◆ **Exercise instructions**
Copy nothing but the text: reproduce each line of the listing exactly and leave the pictures out.

◆ **Available data**
* START *
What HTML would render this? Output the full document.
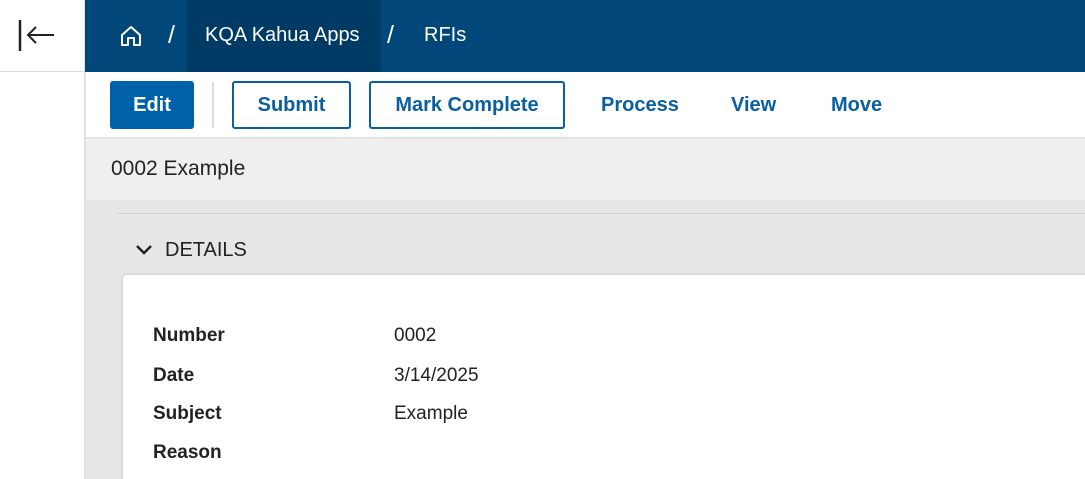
<!DOCTYPE html>
<html><head><style>
*{margin:0;padding:0;box-sizing:border-box}
html,body{width:1085px;height:479px;overflow:hidden}
body{font-family:"Liberation Sans",Arial,sans-serif;background:#e6e6e6;position:relative}
.abs{position:absolute}
.side{left:0;top:0;width:85px;height:479px;background:#fff;border-right:1px solid #ddd}
.top{left:85px;top:0;width:1000px;height:72px;background:#01477a;color:#fff;font-size:20px}
.btn{position:absolute;top:81px;height:48px;border:2px solid #0a5fa0;border-radius:3px;color:#0a5fa0;font-weight:bold;font-size:20px;display:flex;align-items:center;justify-content:center;background:#fff}
.lnk{position:absolute;top:94px;color:#0a5fa0;font-weight:bold;font-size:20px}
.lbl{position:absolute;left:153px;font-weight:bold;font-size:19px;color:#222}
.val{position:absolute;left:394px;font-size:19px;color:#222}
</style></head><body>
<div class="abs side"></div>
<div class="abs" style="left:0;top:71px;width:85px;height:1px;background:#ddd"></div>
<svg class="abs" style="left:18px;top:20px" width="40" height="32"><path d="M2 0V31" stroke="#222" stroke-width="2.5"/><path d="M36 15H10M18 7l-8 8 8 8" stroke="#222" stroke-width="2" fill="none"/></svg>
<div class="abs top">
 <div class="abs" style="left:102px;top:0;width:194px;height:72px;background:#003b66"></div>
 <svg class="abs" style="left:35px;top:25px" width="22" height="22"><path d="M2 10L11 2l9 8v10h-6v-7h-6v7H2z" stroke="#fff" stroke-width="2" fill="none" stroke-linejoin="round"/></svg>
 <div class="abs" style="left:83px;top:21px;font-size:25px">/</div>
 <div class="abs" style="left:120px;top:24px">KQA Kahua Apps</div>
 <div class="abs" style="left:302px;top:21px;font-size:25px">/</div>
 <div class="abs" style="left:339px;top:24px">RFIs</div>
</div>
<div class="abs" style="left:86px;top:72px;width:999px;height:66px;background:#fff;border-bottom:1px solid #ddd"></div>
<div class="btn" style="left:110px;width:84px;background:#0061a8;border-color:#0061a8;color:#fff">Edit</div>
<div class="abs" style="left:212px;top:82px;width:2px;height:46px;background:#ddd"></div>
<div class="btn" style="left:232px;width:119px">Submit</div>
<div class="btn" style="left:369px;width:196px">Mark Complete</div>
<div class="lnk" style="left:601px">Process</div>
<div class="lnk" style="left:731px">View</div>
<div class="lnk" style="left:831px">Move</div>
<div class="abs" style="left:86px;top:139px;width:999px;height:61px;background:#efefef"></div>
<div class="abs" style="left:111px;top:157px;font-size:21px;color:#222">0002 Example</div>
<div class="abs" style="left:117px;top:213px;width:968px;height:1px;background:#d0d0d0"></div>
<svg class="abs" style="left:135px;top:243px" width="18" height="14"><path d="M2 3l7 7 7-7" stroke="#222" stroke-width="2.5" fill="none"/></svg>
<div class="abs" style="left:165px;top:239px;font-size:20px;color:#222">DETAILS</div>
<div class="abs" style="left:123px;top:275px;width:970px;height:220px;background:#fff;border-radius:4px;box-shadow:0 0 3px rgba(0,0,0,.2)"></div>
<div class="lbl" style="top:325px">Number</div><div class="val" style="top:325px">0002</div>
<div class="lbl" style="top:365px">Date</div><div class="val" style="top:365px">3/14/2025</div>
<div class="lbl" style="top:403px">Subject</div><div class="val" style="top:403px">Example</div>
<div class="lbl" style="top:442px">Reason</div>
</body></html>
* END *
◆ **Result below**
What HTML would render this? Output the full document.
<!DOCTYPE html>
<html><head><style>
*{margin:0;padding:0;box-sizing:border-box}
html,body{width:1085px;height:479px;overflow:hidden}
body{font-family:"Liberation Sans",Arial,sans-serif;background:#e6e6e6;position:relative}
.abs{position:absolute}
.side{left:0;top:0;width:85px;height:479px;background:#fff;border-right:1px solid #ddd}
.top{left:85px;top:0;width:1000px;height:72px;background:#01477a;color:#fff;font-size:20px}
.btn{position:absolute;top:81px;height:48px;border:2px solid #0a5fa0;border-radius:3px;color:#0a5fa0;font-weight:bold;font-size:20px;display:flex;align-items:center;justify-content:center;background:#fff}
.lnk{position:absolute;top:94px;color:#0a5fa0;font-weight:bold;font-size:20px}
.lbl{position:absolute;left:153px;font-weight:bold;font-size:19px;color:#222}
.val{position:absolute;left:394px;font-size:19px;color:#222}
</style></head><body>
<div class="abs side"></div>
<div class="abs" style="left:0;top:71px;width:85px;height:1px;background:#ddd"></div>
<svg class="abs" style="left:18px;top:20px" width="40" height="32"><path d="M2 0V31" stroke="#222" stroke-width="2.5"/><path d="M36 15H10M18 7l-8 8 8 8" stroke="#222" stroke-width="2" fill="none"/></svg>
<div class="abs top">
 <div class="abs" style="left:102px;top:0;width:194px;height:72px;background:#003b66"></div>
 <svg class="abs" style="left:35px;top:25px" width="22" height="22"><path d="M2 10L11 2l9 8v10h-6v-7h-6v7H2z" stroke="#fff" stroke-width="2" fill="none" stroke-linejoin="round"/></svg>
 <div class="abs" style="left:83px;top:21px;font-size:25px">/</div>
 <div class="abs" style="left:120px;top:24px">KQA Kahua Apps</div>
 <div class="abs" style="left:302px;top:21px;font-size:25px">/</div>
 <div class="abs" style="left:339px;top:24px">RFIs</div>
</div>
<div class="abs" style="left:86px;top:72px;width:999px;height:66px;background:#fff;border-bottom:1px solid #ddd"></div>
<div class="btn" style="left:110px;width:84px;background:#0061a8;border-color:#0061a8;color:#fff">Edit</div>
<div class="abs" style="left:212px;top:82px;width:2px;height:46px;background:#ddd"></div>
<div class="btn" style="left:232px;width:119px">Submit</div>
<div class="btn" style="left:369px;width:196px">Mark Complete</div>
<div class="lnk" style="left:601px">Process</div>
<div class="lnk" style="left:731px">View</div>
<div class="lnk" style="left:831px">Move</div>
<div class="abs" style="left:86px;top:139px;width:999px;height:61px;background:#efefef"></div>
<div class="abs" style="left:111px;top:157px;font-size:21px;color:#222">0002 Example</div>
<div class="abs" style="left:117px;top:213px;width:968px;height:1px;background:#d0d0d0"></div>
<svg class="abs" style="left:135px;top:243px" width="18" height="14"><path d="M2 3l7 7 7-7" stroke="#222" stroke-width="2.5" fill="none"/></svg>
<div class="abs" style="left:165px;top:239px;font-size:20px;color:#222">DETAILS</div>
<div class="abs" style="left:123px;top:275px;width:970px;height:220px;background:#fff;border-radius:4px;box-shadow:0 0 3px rgba(0,0,0,.2)"></div>
<div class="lbl" style="top:325px">Number</div><div class="val" style="top:325px">0002</div>
<div class="lbl" style="top:365px">Date</div><div class="val" style="top:365px">3/14/2025</div>
<div class="lbl" style="top:403px">Subject</div><div class="val" style="top:403px">Example</div>
<div class="lbl" style="top:442px">Reason</div>
</body></html>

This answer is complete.